DEARBORN – It’s no coincidence Ford Motor Co.’s in-house purveyor of high performance – the Special Vehicle Team, or SVT – is rethinking its role in the Ford universe. SVT is practically forced to retrench, given the fact that within a few months, it won’t have anything for sale again until 2006.

By second-quarter 2004, SVT officials confirm all of its three currently available products – the SVT Mustang Cobra, SVT F-150 Lightning and SVT Focus – will be out of production. The Cobra and Lightning will not reappear in the SVT portfolio until 2005 as ’06 models – and the Focus is banished from the lineup entirely as SVT initiates a move upmarket. (See related story: Ford Expanding Focus Range to Include “ST” Series)

SVT abandons entry level when Focus SVT ends production next year.

SVT marketing and sales manager Tom Scarpello says, “We will be out of the market with all three products,” by the end of second-quarter 2004. But certified SVT dealers, of which there are 600 nationally and 800 more certified to sell the SVT Focus, largely support the strategy, despite the fact it means the SVT section of their showrooms will be empty for more than a year.

SVT says the disappearance of all SVT vehicles simply is a temporary and unavoidable oddity of product-development orbits.
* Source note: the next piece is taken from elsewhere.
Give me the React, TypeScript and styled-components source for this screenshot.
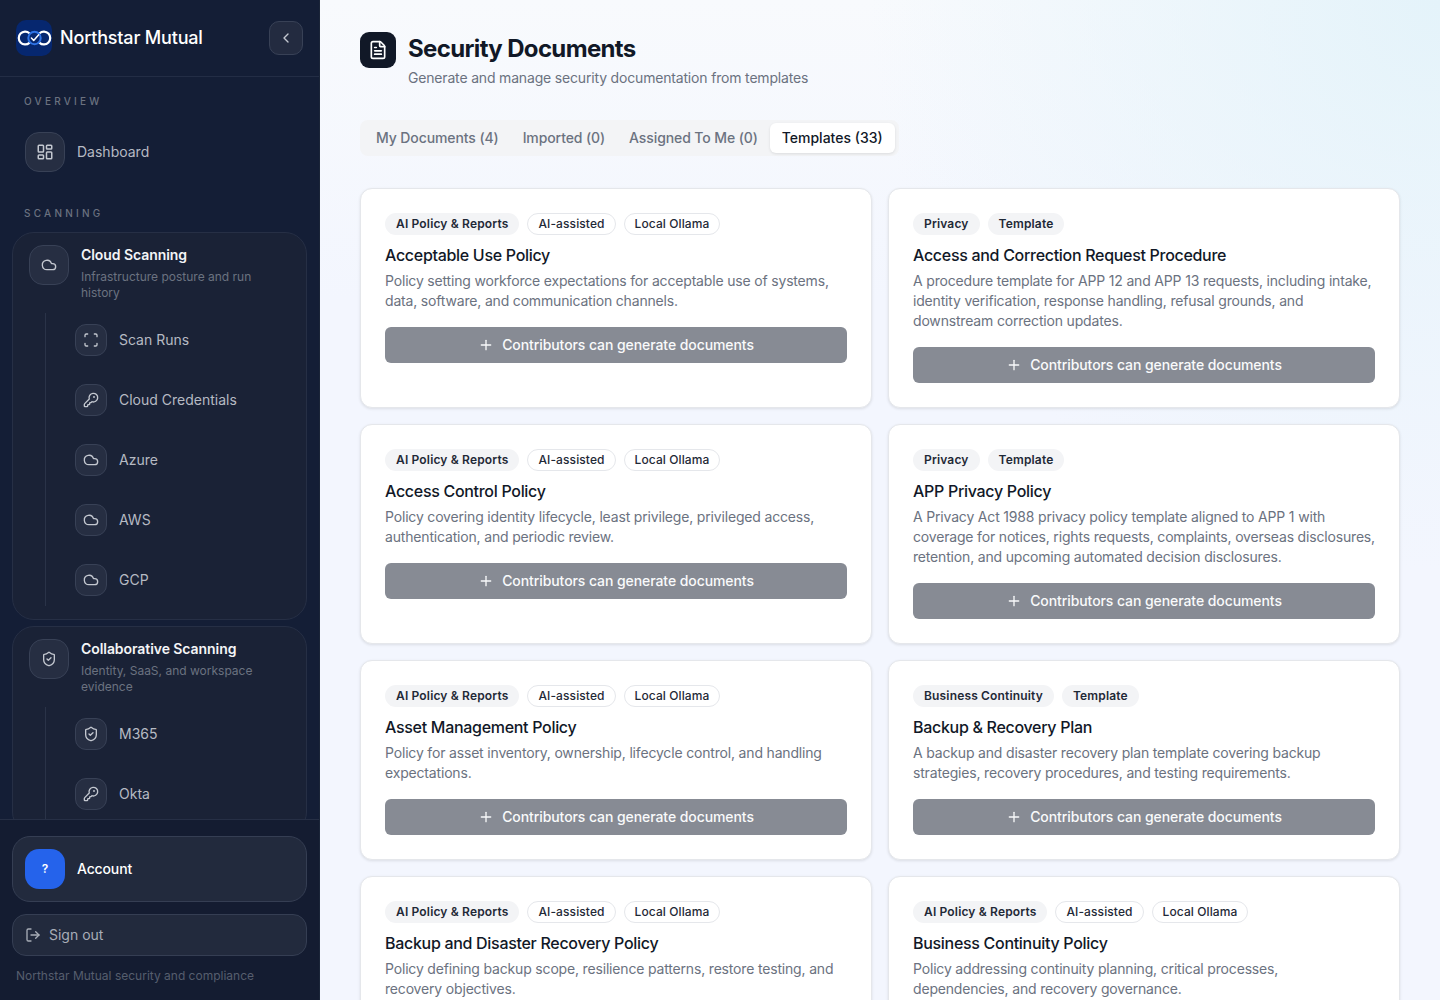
import { ChevronLeft, Cloud, FileText, KeyRound, LayoutDashboard, LogOut, Plus, Scan, ShieldCheck } from "lucide-react";
import type { ReactNode } from "react";
import styled, { createGlobalStyle } from "styled-components";

const GlobalStyle = createGlobalStyle`
  * {
    box-sizing: border-box;
  }
  html, body {
    margin: 0;
    height: 100%;
    overflow: hidden;
    font-family: Inter, "Liberation Sans", sans-serif;
  }
`;

const Page = styled.div`
  display: flex;
  height: 1000px;
  overflow: hidden;
`;

const Sidebar = styled.aside`
  width: 320px;
  flex-shrink: 0;
  display: flex;
  flex-direction: column;
  background: #141e36;
  border-right: 1px solid #1b2538;
`;

const Brand = styled.div`
  height: 77px;
  flex-shrink: 0;
  display: flex;
  align-items: center;
  gap: 8px;
  padding: 0 16px;
  border-bottom: 1px solid #232d45;
`;

const BrandName = styled.span`
  flex: 1;
  font-size: 18px;
  line-height: 28px;
  font-weight: 500;
  letter-spacing: -0.01em;
  color: #fff;
`;

const Collapse = styled.button`
  width: 34px;
  height: 34px;
  display: flex;
  align-items: center;
  justify-content: center;
  padding: 0;
  border-radius: 10px;
  border: 1px solid #384156;
  background: #232b40;
  color: #c4c8d0;
`;

const Nav = styled.nav`
  flex: 1;
  min-height: 0;
  overflow: hidden;
  padding: 16px 12px 0;
  display: flex;
  flex-direction: column;
`;

const SectionLabel = styled.div`
  height: 16px;
  margin-bottom: 11px;
  padding-left: 12px;
  font-size: 10px;
  line-height: 16px;
  font-weight: 500;
  letter-spacing: 0.325em;
  color: #6b7280;
`;

const TopItem = styled.div`
  display: flex;
  align-items: center;
  gap: 12px;
  padding: 12px 13px;
  margin-bottom: 21px;
  font-size: 14px;
  line-height: 20px;
  color: #b6bac3;
`;

const Tile = styled.span<{ $small?: boolean }>`
  flex-shrink: 0;
  display: flex;
  align-items: center;
  justify-content: center;
  width: ${(p) => (p.$small ? "32px" : "40px")};
  height: ${(p) => (p.$small ? "32px" : "40px")};
  border-radius: ${(p) => (p.$small ? "11px" : "14px")};
  border: 1px solid #384156;
  background: #262e42;
  color: #c4c8d0;
`;

const Group = styled.section`
  flex-shrink: 0;
  margin-bottom: 6px;
  padding: 12px 16px 13px;
  border-radius: 22px;
  border: 1px solid #262f45;
  background: #1a2236;
`;

const GroupHead = styled.div`
  display: flex;
  gap: 12px;
`;

const GroupTitle = styled.div`
  font-size: 14px;
  line-height: 20px;
  font-weight: 600;
  letter-spacing: -0.005em;
  color: #f4f5f7;
`;

const GroupDesc = styled.div`
  margin-top: 4px;
  font-size: 12px;
  line-height: 16px;
  color: #6b7280;
`;

const SubNav = styled.div`
  margin: 12px 0 0 16px;
  padding: 11px 0 10px 29px;
  display: flex;
  flex-direction: column;
  gap: 28px;
  border-left: 1px solid #2a3348;
`;

const SubItem = styled.div`
  display: flex;
  align-items: center;
  gap: 12px;
  font-size: 14px;
  line-height: 20px;
  color: #b6bac3;
`;

const SidebarFooter = styled.div`
  flex-shrink: 0;
  padding: 16px 12px;
  display: flex;
  flex-direction: column;
  gap: 12px;
  background: #141c31;
  border-top: 1px solid #262f45;
`;

const AccountCard = styled.div`
  height: 66px;
  display: flex;
  align-items: center;
  gap: 12px;
  padding: 0 12px;
  border-radius: 18px;
  border: 1px solid #353e53;
  background: #222a3d;
  font-size: 14px;
  line-height: 20px;
  font-weight: 500;
  letter-spacing: -0.01em;
  color: #fff;
`;

const Avatar = styled.span`
  width: 40px;
  height: 40px;
  display: flex;
  align-items: center;
  justify-content: center;
  border-radius: 14px;
  background: #2563eb;
  font-size: 12px;
  line-height: 16px;
  font-weight: 600;
  color: #fff;
`;

const SignOut = styled.button`
  height: 42px;
  display: flex;
  align-items: center;
  gap: 8px;
  padding: 0 12px;
  border-radius: 14px;
  border: 1px solid #353e53;
  background: #222a3d;
  font: inherit;
  font-size: 14px;
  line-height: 20px;
  color: #a8adb7;
`;

const FooterNote = styled.div`
  padding-left: 4px;
  font-size: 12px;
  line-height: 16px;
  color: #565e6e;
`;

const Main = styled.main`
  flex: 1;
  min-width: 0;
  overflow: hidden;
  padding: 32px 40px;
  background:
    radial-gradient(circle at 100% 0%, #e4f3fa 0%, rgba(228, 243, 250, 0) 38%),
    linear-gradient(180deg, #f8fafd 0%, #f3f6fe 30%, #f3f6fe 100%);
`;

const Header = styled.header`
  display: flex;
  gap: 12px;
  margin-bottom: 32px;
`;

const HeaderIcon = styled.span`
  width: 36px;
  height: 36px;
  flex-shrink: 0;
  display: flex;
  align-items: center;
  justify-content: center;
  border-radius: 9px;
  background: #111827;
  color: #fff;
`;

const Title = styled.h1`
  margin: 0;
  font-size: 24px;
  line-height: 34px;
  font-weight: 700;
  letter-spacing: -0.027em;
  color: #111827;
`;

const Subtitle = styled.p`
  margin: 2px 0 0;
  font-size: 14px;
  line-height: 20px;
  letter-spacing: -0.0125em;
  color: #6b7280;
`;

const TabList = styled.div`
  display: inline-flex;
  height: 36px;
  padding: 3px 4px;
  margin-bottom: 32px;
  border-radius: 8px;
  background: #f3f4f6;
`;

const Tab = styled.div<{ $active?: boolean }>`
  display: flex;
  align-items: center;
  padding: 0 12px;
  border-radius: 6px;
  font-size: 14px;
  line-height: 20px;
  font-weight: 500;
  letter-spacing: ${(p) => (p.$active ? "0" : "-0.1px")};
  color: ${(p) => (p.$active ? "#111827" : "#6b7280")};
  background: ${(p) => (p.$active ? "#fff" : "transparent")};
  box-shadow: ${(p) => (p.$active ? "0 1px 3px rgba(0, 0, 0, 0.1)" : "none")};
`;

const CardGrid = styled.div`
  display: grid;
  grid-template-columns: 1fr 1fr;
  gap: 16px;
`;

const Card = styled.article`
  padding: 24px;
  border-radius: 12px;
  border: 1px solid #e5e7eb;
  background: #fff;
  box-shadow: 0 1px 3px rgba(0, 0, 0, 0.1);
`;

const Pills = styled.div`
  display: flex;
  gap: 8px;
  margin-bottom: 8px;
`;

const Pill = styled.span<{ $outline?: boolean }>`
  height: 22px;
  display: flex;
  align-items: center;
  padding: 0 ${(p) => (p.$outline ? "10px" : "11px")};
  border-radius: 11px;
  font-size: 12px;
  line-height: 16px;
  font-weight: ${(p) => (p.$outline ? 500 : 600)};
  letter-spacing: ${(p) => (p.$outline ? "0.1px" : "0.16px")};
  color: #1f2937;
  background: ${(p) => (p.$outline ? "#fff" : "#f3f4f6")};
  border: ${(p) => (p.$outline ? "1px solid #e5e7eb" : "none")};
`;

const CardTitle = styled.h3`
  margin: 0;
  font-size: 16px;
  line-height: 24px;
  font-weight: 500;
  letter-spacing: -0.3px;
  color: #111827;
`;

const CardDesc = styled.p`
  margin: 4px 0 16px;
  font-size: 14px;
  line-height: 20px;
  letter-spacing: -0.0125em;
  color: #6b7280;
`;

const GenerateButton = styled.button`
  width: 100%;
  height: 36px;
  display: flex;
  align-items: center;
  justify-content: center;
  gap: 8px;
  border: none;
  border-radius: 6px;
  background: #878b94;
  font: inherit;
  font-size: 14px;
  line-height: 20px;
  font-weight: 500;
  letter-spacing: -0.08px;
  color: #f9fafb;
`;

function Logo() {
  return (
    <svg width="36" height="36" viewBox="0 0 36 36" fill="none">
      <rect width="36" height="36" rx="10" fill="#06276f" />
      <path d="M13.4 13.2a6.4 6.4 0 1 0 0 9.6" stroke="#fff" strokeWidth="2.2" strokeLinecap="round" />
      <path d="M23.6 13.2a6.4 6.4 0 1 1 0 9.6" stroke="#fff" strokeWidth="2.2" strokeLinecap="round" />
      <circle cx="18.5" cy="18" r="6.2" stroke="#2f74e6" strokeWidth="2" />
      <path d="M15.4 18l2.3 2.4 5-5.6" stroke="#fff" strokeWidth="1.5" strokeLinecap="round" strokeLinejoin="round" />
    </svg>
  );
}

type NavGroup = {
  title: string;
  desc: ReactNode;
  icon: ReactNode;
  items: { label: string; icon: ReactNode }[];
};

const groups: NavGroup[] = [
  {
    title: "Cloud Scanning",
    desc: "Infrastructure posture and run history",
    icon: <Cloud size={16} />,
    items: [
      { label: "Scan Runs", icon: <Scan size={16} /> },
      { label: "Cloud Credentials", icon: <KeyRound size={16} /> },
      { label: "Azure", icon: <Cloud size={16} /> },
      { label: "AWS", icon: <Cloud size={16} /> },
      { label: "GCP", icon: <Cloud size={16} /> },
    ],
  },
  {
    title: "Collaborative Scanning",
    desc: "Identity, SaaS, and workspace evidence",
    icon: <ShieldCheck size={16} />,
    items: [
      { label: "M365", icon: <ShieldCheck size={16} /> },
      { label: "Okta", icon: <KeyRound size={16} /> },
    ],
  },
];

const aiTags = ["AI Policy & Reports", "AI-assisted", "Local Ollama"];

const templates = [
  {
    tags: aiTags,
    title: "Acceptable Use Policy",
    desc: "Policy setting workforce expectations for acceptable use of systems, data, software, and communication channels.",
  },
  {
    tags: ["Privacy", "Template"],
    title: "Access and Correction Request Procedure",
    desc: "A procedure template for APP 12 and APP 13 requests, including intake, identity verification, response handling, refusal grounds, and downstream correction updates.",
  },
  {
    tags: aiTags,
    title: "Access Control Policy",
    desc: "Policy covering identity lifecycle, least privilege, privileged access, authentication, and periodic review.",
  },
  {
    tags: ["Privacy", "Template"],
    title: "APP Privacy Policy",
    desc: "A Privacy Act 1988 privacy policy template aligned to APP 1 with coverage for notices, rights requests, complaints, overseas disclosures, retention, and upcoming automated decision disclosures.",
  },
  {
    tags: aiTags,
    title: "Asset Management Policy",
    desc: "Policy for asset inventory, ownership, lifecycle control, and handling expectations.",
  },
  {
    tags: ["Business Continuity", "Template"],
    title: "Backup & Recovery Plan",
    desc: "A backup and disaster recovery plan template covering backup strategies, recovery procedures, and testing requirements.",
  },
  {
    tags: aiTags,
    title: "Backup and Disaster Recovery Policy",
    desc: "Policy defining backup scope, resilience patterns, restore testing, and recovery objectives.",
  },
  {
    tags: aiTags,
    title: "Business Continuity Policy",
    desc: "Policy addressing continuity planning, critical processes, dependencies, and recovery governance.",
  },
];

const tabs = ["My Documents (4)", "Imported (0)", "Assigned To Me (0)", "Templates (33)"];

export default function App() {
  return (
    <Page>
      <GlobalStyle />
      <Sidebar>
        <Brand>
          <Logo />
          <BrandName>Northstar Mutual</BrandName>
          <Collapse>
            <ChevronLeft size={16} />
          </Collapse>
        </Brand>
        <Nav>
          <SectionLabel>OVERVIEW</SectionLabel>
          <TopItem>
            <Tile>
              <LayoutDashboard size={18} />
            </Tile>
            Dashboard
          </TopItem>
          <SectionLabel>SCANNING</SectionLabel>
          {groups.map((group) => (
            <Group key={group.title}>
              <GroupHead>
                <Tile>{group.icon}</Tile>
                <div>
                  <GroupTitle>{group.title}</GroupTitle>
                  <GroupDesc>{group.desc}</GroupDesc>
                </div>
              </GroupHead>
              <SubNav>
                {group.items.map((item) => (
                  <SubItem key={item.label}>
                    <Tile $small>{item.icon}</Tile>
                    {item.label}
                  </SubItem>
                ))}
              </SubNav>
            </Group>
          ))}
        </Nav>
        <SidebarFooter>
          <AccountCard>
            <Avatar>?</Avatar>
            Account
          </AccountCard>
          <SignOut>
            <LogOut size={16} />
            Sign out
          </SignOut>
          <FooterNote>Northstar Mutual security and compliance</FooterNote>
        </SidebarFooter>
      </Sidebar>
      <Main>
        <Header>
          <HeaderIcon>
            <FileText size={20} />
          </HeaderIcon>
          <div>
            <Title>Security Documents</Title>
            <Subtitle>Generate and manage security documentation from templates</Subtitle>
          </div>
        </Header>
        <TabList>
          {tabs.map((tab, i) => (
            <Tab key={tab} $active={i === tabs.length - 1}>
              {tab}
            </Tab>
          ))}
        </TabList>
        <CardGrid>
          {templates.map((t) => (
            <Card key={t.title}>
              <Pills>
                {t.tags.map((tag, i) => (
                  <Pill key={tag} $outline={i > 0 && t.tags.length > 2}>
                    {tag}
                  </Pill>
                ))}
              </Pills>
              <CardTitle>{t.title}</CardTitle>
              <CardDesc>{t.desc}</CardDesc>
              <GenerateButton>
                <Plus size={16} />
                Contributors can generate documents
              </GenerateButton>
            </Card>
          ))}
        </CardGrid>
      </Main>
    </Page>
  );
}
The F-150 this year moved to an all-new platform, which means the SVT variant will take time to be developed, while the Mustang also moves to a completely new platform for the ’05 model year. (See related story: Harley-Davidson F-150 Precedes Next-Generation Lightning)

SVT’s new upscale initiative, underscored by dropping the Focus from its lineup, comes as rumors continue that SVT, which has sold just 135,000 vehicles in its 10-year existence, is seeking to justify its place in Ford’s cost-conscious corporate climate.
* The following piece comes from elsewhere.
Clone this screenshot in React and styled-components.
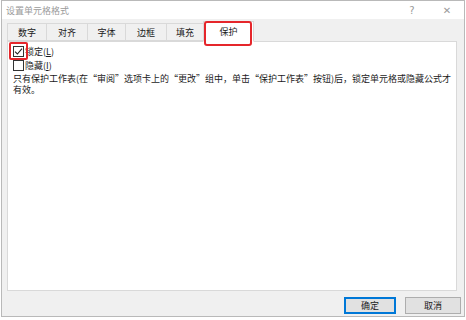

Scarpello counters by saying SVT’s 2003 sales of about 14,500 vehicles is its best-ever, and that a study of the equivalent advertising value of media coverage about SVT products pegs the return at $15 million-$20 million.
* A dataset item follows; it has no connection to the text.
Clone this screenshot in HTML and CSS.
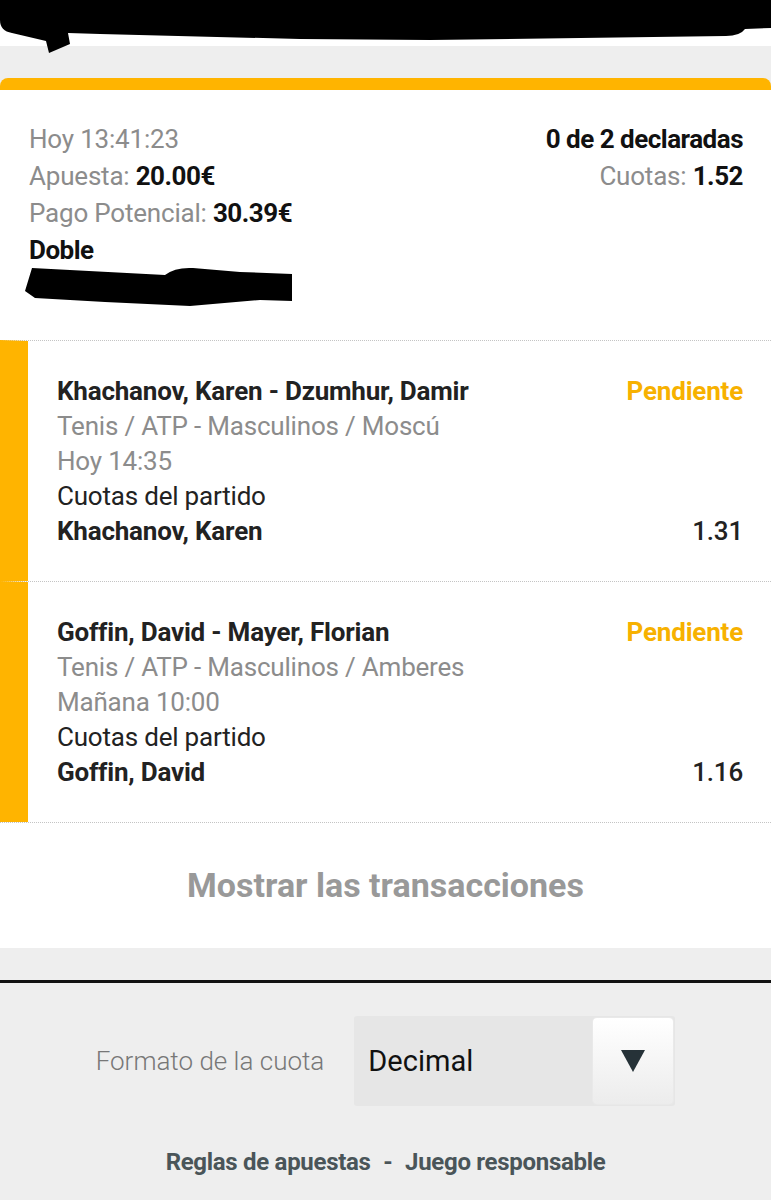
FILE: index.html
```html
<!DOCTYPE html>
<html lang="es">
<head>
    <meta charset="UTF-8">
    <meta name="viewport" content="width=device-width, initial-scale=1.0">
    <title>Apuesta Doble</title>
    <link rel="stylesheet" href="styles.css">
</head>
<body>
    <header class="topbar">
        <svg class="scribble" width="771" height="56" viewBox="0 0 771 56">
            <path d="M0 0 H771 V28 L745 29 Q740 36 726 36 L430 40 L300 39 L100 34 L68 33 L70 44 L49 53 L46 41 L12 33 Q0 31 0 20 Z" fill="#000"/>
        </svg>
    </header>

    <section class="card">
        <div class="summary">
            <div class="summary-left">
                <div class="muted">Hoy 13:41:23</div>
                <div><span class="muted">Apuesta:</span> <b>20.00€</b></div>
                <div><span class="muted">Pago Potencial:</span> <b>30.39€</b></div>
                <div><b>Doble</b></div>
                <svg class="scribble-small" width="270" height="40" viewBox="0 0 270 40">
                    <path d="M0 24 L7 1 L140 8 Q150 0 168 1 L215 5 L267 7 V34 L235 33 L165 39 L80 35 L10 31 Z" fill="#000"/>
                </svg>
            </div>
            <div class="summary-right">
                <div><b>0 de 2 declaradas</b></div>
                <div><span class="muted">Cuotas:</span> <b>1.52</b></div>
            </div>
        </div>

        <div class="selection">
            <div class="sel-row">
                <span class="sel-title">Khachanov, Karen - Dzumhur, Damir</span>
                <span class="sel-status">Pendiente</span>
            </div>
            <div class="muted">Tenis / ATP - Masculinos / Moscú</div>
            <div class="muted">Hoy 14:35</div>
            <div class="sel-market">Cuotas del partido</div>
            <div class="sel-row">
                <span class="sel-pick">Khachanov, Karen</span>
                <span class="sel-odds">1.31</span>
            </div>
        </div>

        <div class="selection">
            <div class="sel-row">
                <span class="sel-title">Goffin, David - Mayer, Florian</span>
                <span class="sel-status">Pendiente</span>
            </div>
            <div class="muted">Tenis / ATP - Masculinos / Amberes</div>
            <div class="muted">Mañana 10:00</div>
            <div class="sel-market">Cuotas del partido</div>
            <div class="sel-row">
                <span class="sel-pick">Goffin, David</span>
                <span class="sel-odds">1.16</span>
            </div>
        </div>

        <button class="show-tx">Mostrar las transacciones</button>
    </section>

    <footer class="footer">
        <div class="format-row">
            <label class="format-label">Formato de la cuota</label>
            <div class="select">
                <span class="select-value">Decimal</span>
                <span class="select-btn"><span class="arrow"></span></span>
            </div>
        </div>
        <div class="links">
            <a href="#">Reglas de apuestas</a>
            <span class="dash">-</span>
            <a href="#">Juego responsable</a>
        </div>
    </footer>
</body>
</html>
```

FILE: styles.css
```css
body {
    margin: 0;
    background: #eeeeee;
    font-family: Roboto, 'Noto Sans', sans-serif;
    font-size: 26px;
    color: #111;
}
b {
    font-weight: 700;
    letter-spacing: -0.5px;
}
.muted {
    color: #8c8c8c;
}
.topbar {
    height: 46px;
    background: #fff;
    overflow: visible;
}
.scribble {
    display: block;
}
.card {
    margin-top: 32px;
    background: #fff;
    border-top: 12px solid #ffb400;
    border-radius: 8px 8px 0 0;
}
.summary {
    display: flex;
    justify-content: space-between;
    padding: 31px 28px 34px 29px;
    line-height: 37px;
    letter-spacing: -0.2px;
}
.summary-right {
    text-align: right;
}
.scribble-small {
    display: block;
    margin: -2px 0 -1px -4px;
}
.selection {
    border-left: 28px solid #ffb400;
    border-top: 1px dotted #c4c4c4;
    padding: 33px 28px 32px 29px;
    line-height: 35px;
    letter-spacing: -0.2px;
}
.sel-row {
    display: flex;
    justify-content: space-between;
}
.sel-title,
.sel-pick,
.sel-status {
    font-weight: 700;
    color: #222;
}
.sel-status {
    color: #f7b100;
}
.sel-odds {
    font-weight: 500;
    color: #222;
}
.sel-market {
    color: #222;
}
.show-tx {
    display: block;
    width: 100%;
    border: none;
    border-top: 1px dotted #c4c4c4;
    background: #fff;
    padding: 42px 0 43px;
    font-family: Roboto, sans-serif;
    font-size: 34px;
    font-weight: 700;
    color: #999;
    cursor: pointer;
}
.footer {
    margin-top: 32px;
    border-top: 3px solid #111;
    padding: 33px 0 0;
}
.format-row {
    display: flex;
    align-items: center;
    justify-content: center;
    gap: 30px;
}
.format-label {
    color: #777;
    font-size: 26px;
    font-weight: 300;
}
.select {
    display: flex;
    align-items: center;
    width: 321px;
    height: 90px;
    background: #e6e6e6;
    border-radius: 3px;
    box-sizing: border-box;
    padding: 2px;
}
.select-value {
    flex: 1;
    padding-left: 12px;
    font-size: 29px;
    color: #111;
}
.select-btn {
    display: flex;
    align-items: center;
    justify-content: center;
    width: 80px;
    height: 86px;
    border-radius: 4px;
    background: linear-gradient(#ffffff, #ececec);
    box-shadow: 0 0 0 1px #e9e9e9;
}
.arrow {
    width: 0;
    height: 0;
    border-left: 12px solid transparent;
    border-right: 12px solid transparent;
    border-top: 22px solid #263238;
}
.links {
    text-align: center;
    margin-top: 42px;
    font-weight: 700;
    font-size: 24px;
    letter-spacing: -0.3px;
    color: #4a5559;
}
.links a {
    color: #4a5559;
    text-decoration: none;
}
.dash {
    margin: 0 7px;
}
```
But Ford accountants may be asking for more tangible return on the SVT investment, perhaps prompting SVT’s strategy to turn its attention to more premium vehicles.

In a drive of SVT-tweaked prototypes here – none of which are yet green-lighted for production, say Scarpello and John Coletti, SVT’s chief engineer – the unit presents a Lincoln Navigator and a V-10 toting Mustang that could be envisioned as an upscale grand-touring coupe.

“The new SVT vehicles will be more extreme and more exclusive,” confirms Coletti, who says SVT now will focus on higher levels of performance and more differentiation from the standard vehicles on which SVT models are based.